The ratification of the Seventeenth Amendment was the outcome of increasing popular dissatisfaction with the original method of state legislatures selecting Senators set forth at Article I, Section 3, Clause 1.[1] As more people were able to exercise the franchise, the belief became widespread that Senators ought to be popularly elected in the same manner as Representatives.[2] Acceptance of this idea was fostered by the mounting accumulation of evidence of the practical disadvantages and malpractices attendant upon legislative selection, such as deadlocks within legislatures resulting in vacancies remaining unfilled for substantial intervals, the influencing of legislative selection by corrupt political organizations and special interest groups through purchase of legislative seats, and the neglect of other duties by legislators as a consequence of protracted electoral contests.

Clause Text
The Senate of the United States shall be composed of two Senators from each State, elected by the people thereof, for six years; and each Senator shall have one vote. The electors in each State shall have the qualifications requisite for electors of the most numerous branch of the State legislatures.

When vacancies happen in the representation of any State in the Senate, the executive authority of such State shall issue writs of election to fill such vacancies: Provided, That the legislature of any State may empower the executive thereof to make temporary appointments until the people fill the vacancies by election as the legislature may direct.

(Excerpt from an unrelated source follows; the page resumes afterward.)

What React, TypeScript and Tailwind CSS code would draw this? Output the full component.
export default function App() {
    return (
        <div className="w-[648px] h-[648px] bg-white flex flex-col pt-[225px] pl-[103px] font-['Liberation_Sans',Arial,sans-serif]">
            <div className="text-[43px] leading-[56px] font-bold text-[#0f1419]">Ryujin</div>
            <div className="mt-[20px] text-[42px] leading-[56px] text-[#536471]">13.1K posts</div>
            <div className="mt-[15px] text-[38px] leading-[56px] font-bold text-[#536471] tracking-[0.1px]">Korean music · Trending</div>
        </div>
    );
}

This amendment shall not be so construed as to affect the election or term of any Senator chosen before it becomes valid as part of the Constitution.

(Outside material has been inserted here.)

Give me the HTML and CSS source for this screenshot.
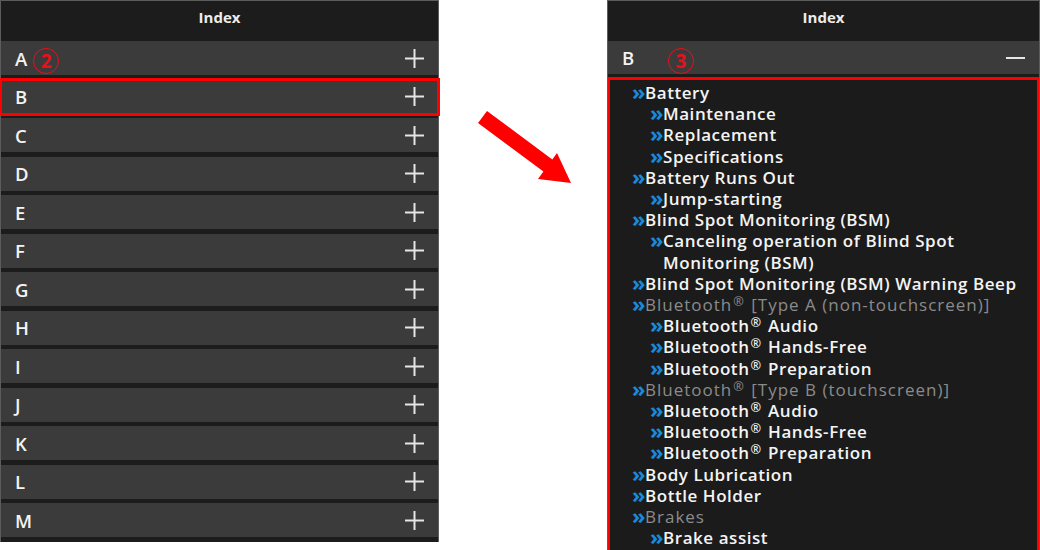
FILE: index.html
```html
<!DOCTYPE html>
<html lang="en">
<head>
<meta charset="utf-8">
<title>Index</title>
<link rel="stylesheet" href="styles.css">
</head>
<body>
<div class="page">
  <section class="panel panel-left">
    <header class="panel-title">Index</header>
    <ul class="letters">
      <li class="letter-row"><span class="letter">A</span><span class="callout">2</span><svg class="plus" viewBox="0 0 19 19"><path d="M0 9.5H19M9.5 0V19"/></svg></li>
      <li class="letter-row is-selected"><span class="letter">B</span><svg class="plus" viewBox="0 0 19 19"><path d="M0 9.5H19M9.5 0V19"/></svg></li>
      <li class="letter-row"><span class="letter">C</span><svg class="plus" viewBox="0 0 19 19"><path d="M0 9.5H19M9.5 0V19"/></svg></li>
      <li class="letter-row"><span class="letter">D</span><svg class="plus" viewBox="0 0 19 19"><path d="M0 9.5H19M9.5 0V19"/></svg></li>
      <li class="letter-row"><span class="letter">E</span><svg class="plus" viewBox="0 0 19 19"><path d="M0 9.5H19M9.5 0V19"/></svg></li>
      <li class="letter-row"><span class="letter">F</span><svg class="plus" viewBox="0 0 19 19"><path d="M0 9.5H19M9.5 0V19"/></svg></li>
      <li class="letter-row"><span class="letter">G</span><svg class="plus" viewBox="0 0 19 19"><path d="M0 9.5H19M9.5 0V19"/></svg></li>
      <li class="letter-row"><span class="letter">H</span><svg class="plus" viewBox="0 0 19 19"><path d="M0 9.5H19M9.5 0V19"/></svg></li>
      <li class="letter-row"><span class="letter">I</span><svg class="plus" viewBox="0 0 19 19"><path d="M0 9.5H19M9.5 0V19"/></svg></li>
      <li class="letter-row"><span class="letter">J</span><svg class="plus" viewBox="0 0 19 19"><path d="M0 9.5H19M9.5 0V19"/></svg></li>
      <li class="letter-row"><span class="letter">K</span><svg class="plus" viewBox="0 0 19 19"><path d="M0 9.5H19M9.5 0V19"/></svg></li>
      <li class="letter-row"><span class="letter">L</span><svg class="plus" viewBox="0 0 19 19"><path d="M0 9.5H19M9.5 0V19"/></svg></li>
      <li class="letter-row"><span class="letter">M</span><svg class="plus" viewBox="0 0 19 19"><path d="M0 9.5H19M9.5 0V19"/></svg></li>
    </ul>
  </section>

  <div class="gutter">
    <svg class="arrow" viewBox="0 0 110 95"><polygon points="17,11 82.3,59.4 87,53 101,83 68,79 73.4,71.6 8,23"/></svg>
  </div>

  <section class="panel panel-right">
    <header class="panel-title">Index</header>
    <div class="letter-row is-open"><span class="letter">B</span><span class="callout callout-float">3</span><svg class="minus" viewBox="0 0 19 4"><path d="M0 2H19"/></svg></div>
    <ul class="topics">
      <li class="topic">Battery</li>
      <li class="topic sub">Maintenance</li>
      <li class="topic sub">Replacement</li>
      <li class="topic sub">Specifications</li>
      <li class="topic">Battery Runs Out</li>
      <li class="topic sub">Jump-starting</li>
      <li class="topic">Blind Spot Monitoring (BSM)</li>
      <li class="topic sub">Canceling operation of Blind Spot Monitoring (BSM)</li>
      <li class="topic">Blind Spot Monitoring (BSM) Warning Beep</li>
      <li class="topic muted">Bluetooth<sup class="reg">®</sup> [Type A (non-touchscreen)]</li>
      <li class="topic sub">Bluetooth<sup class="reg">®</sup> Audio</li>
      <li class="topic sub">Bluetooth<sup class="reg">®</sup> Hands-Free</li>
      <li class="topic sub">Bluetooth<sup class="reg">®</sup> Preparation</li>
      <li class="topic muted">Bluetooth<sup class="reg">®</sup> [Type B (touchscreen)]</li>
      <li class="topic sub">Bluetooth<sup class="reg">®</sup> Audio</li>
      <li class="topic sub">Bluetooth<sup class="reg">®</sup> Hands-Free</li>
      <li class="topic sub">Bluetooth<sup class="reg">®</sup> Preparation</li>
      <li class="topic">Body Lubrication</li>
      <li class="topic">Bottle Holder</li>
      <li class="topic muted">Brakes</li>
      <li class="topic sub">Brake assist</li>
    </ul>
  </section>
</div>
</body>
</html>
```

FILE: styles.css
```css
* { box-sizing: border-box; }

html, body {
  margin: 0;
  padding: 0;
  background: #ffffff;
}

body {
  font-family: "Open Sans", "DejaVu Sans", sans-serif;
  color: #f2f2f2;
}

.page {
  display: flex;
  align-items: flex-start;
  width: 1040px;
  height: 550px;
  overflow: hidden;
}

.panel {
  position: relative;
  background: #1c1c1c;
  border: 1px solid #5c5c5c;
  border-bottom: none;
}

.panel-left {
  width: 439px;
  height: 542px;
  padding-bottom: 5px;
}

.panel-right {
  width: 433px;
  height: 550px;
  overflow: hidden;
}

.panel-title {
  height: 40px;
  padding-top: 6px;
  line-height: 20px;
  text-align: center;
  font-size: 15px;
  font-weight: 700;
  color: #ececec;
}

.letters {
  list-style: none;
  margin: 0;
  padding: 0;
  display: flex;
  flex-direction: column;
  gap: 4.5px;
}

.letter-row {
  display: flex;
  align-items: center;
  height: 34px;
  padding: 0 14px 0 14px;
  background: #3b3b3b;
}

.letter-row.is-selected {
  outline: 3px solid #ff0000;
  outline-offset: -1px;
}

.letter-row.is-open {
  height: 33px;
}

.letter {
  font-size: 18.5px;
  font-weight: 600;
  color: #f4f4f4;
}

.plus, .minus {
  margin-left: auto;
  width: 19px;
  stroke: #e6e6e6;
  stroke-width: 2;
  fill: none;
}

.plus { height: 19px; }
.minus { height: 4px; }

.callout {
  display: inline-flex;
  align-items: center;
  justify-content: center;
  width: 26px;
  height: 26px;
  margin-left: 6px;
  margin-top: 6px;
  border: 1.6px solid #e8101a;
  border-radius: 50%;
  color: #e8101a;
  font-size: 19px;
  font-weight: 700;
  line-height: 1;
}

.callout-float {
  position: absolute;
  left: 60px;
  top: 47px;
  margin: 0;
}

.gutter {
  width: 168px;
  height: 550px;
  display: flex;
  align-items: flex-start;
  padding: 100px 0 0 31px;
}

.arrow {
  width: 110px;
  height: 95px;
  fill: #ff0000;
}

.topics {
  list-style: none;
  margin: 3px -1px 0;
  padding: 2px 6px 6px 0;
  border: 3px solid #ff0000;
  background: #1b1b1b;
  min-height: 480px;
}

.topic {
  padding-left: 35px;
  text-indent: -13px;
  font-size: 17px;
  font-weight: 600;
  letter-spacing: 0.55px;
  line-height: 21.2px;
  color: #f4f4f4;
}

.topic::before {
  content: "»";
  display: inline-block;
  width: 13px;
  text-indent: 0;
  letter-spacing: 0;
  font-size: 22px;
  line-height: 10px;
  color: #1a8ad8;
  font-weight: 700;
  vertical-align: -1px;
}

.topic.sub {
  padding-left: 53px;
}

.topic.muted {
  color: #8b8b8b;
  font-weight: 500;
  letter-spacing: 1px;
}

.reg {
  display: inline-block;
  text-indent: 0;
  font-size: 0.75em;
  line-height: 12px;
  height: 12px;
  letter-spacing: 0;
  vertical-align: top;
  margin: 1px 2px 0 1px;
}
```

Historical Background on Popular Election of Senators[edit | edit source]

Prior to ratification of the Seventeenth Amendment, many states had adopted arrangements calculated to afford voters more effective control over the selection of Senators. Some states amended their laws to enable voters participating in primary elections to designate their preference for one of several party candidates for a senatorial seat and state legislatures generally elected the winning candidate of the majority. In two states, candidates for legislative seats were required to promise to support, without regard to party ties, the senatorial candidate polling the most votes. As a result of such developments, the year before the Seventeenth Amendment was ratified, at least twenty-nine states were nominating Senators on a popular basis, and, as a consequence, the constitutional discretion of the state legislatures had been reduced to little more than that retained by presidential electors.[3]

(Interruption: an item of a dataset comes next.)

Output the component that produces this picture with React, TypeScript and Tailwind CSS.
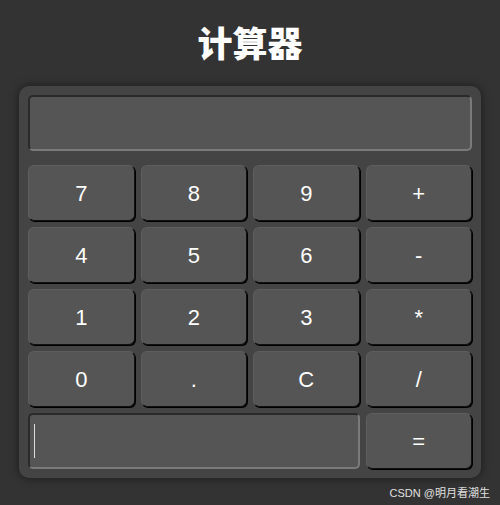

Doctrine on Popular Election of Senators[edit | edit source]

Shortly after ratification of the Seventeenth Amendment, some courts took the position that if a person possessed the qualifications required to vote for a Senator, the person's right to vote for the Senator was not derived merely from the constitution and laws of the state that chose the Senator, but had its foundation in the Constitution of the United States.[4] Consistent with this view, federal courts declared that, when local party authorities, acting pursuant to regulations prescribed by a party's state executive committee, refused to permit a Black citizen, on account of his race, to vote in a primary to select candidates for the office of U.S. Senator, they had deprived him of a right secured to him by the Constitution and laws, in violation of the Seventeenth Amendment.[5] By contrast, the Supreme Court held that an Illinois statute that required a petition signed by at least 25,000 voters from at least fifty counties to form and nominate candidates for a new political party did not violate the Seventeenth Amendment, notwithstanding that 52% of the state's voters were residents of one county, 87% were residents of forty counties, and only 13% resided in the fifty-three least populous counties.[6]

  1. See Art. I, Sec. 3, Cl. 1: Selection of Senators by State Legislatures.
  2. See Art. I, Sec. 2, Cl. 1: Voter Qualifications for House of Representatives Elections.
  3. 1 G. Haynes, The Senate of the United States 79-117 (1938).
  4. United States v. Aczel, 219 F. 917, 929-30 (D. Ind. 1915) (citing Ex parte Yarbrough, 110 U.S. 651 (1884)).
  5. Chapman v. King, 154 F.2d 460 (5th Cir. 1946), cert. denied, 327 U.S. 800 (1946).
  6. MacDougall v. Green, 335 U.S. 281 (1948), overruled on equal protection grounds in Moore v. Ogilvie, 394 U.S. 814 (1969). See Forssenius v. Harman, 235 F. Supp. 66 (E.D.Va. 1964), aff'd on other grounds, 380 U.S. 528 (1965), where a three-judge District Court held that the certificate of residence requirement established by the Virginia legislature as an alternative to payment of a poll tax in federal elections was an additional qualification to voting, in violation of the Seventeenth Amendment and Art. I, § 2.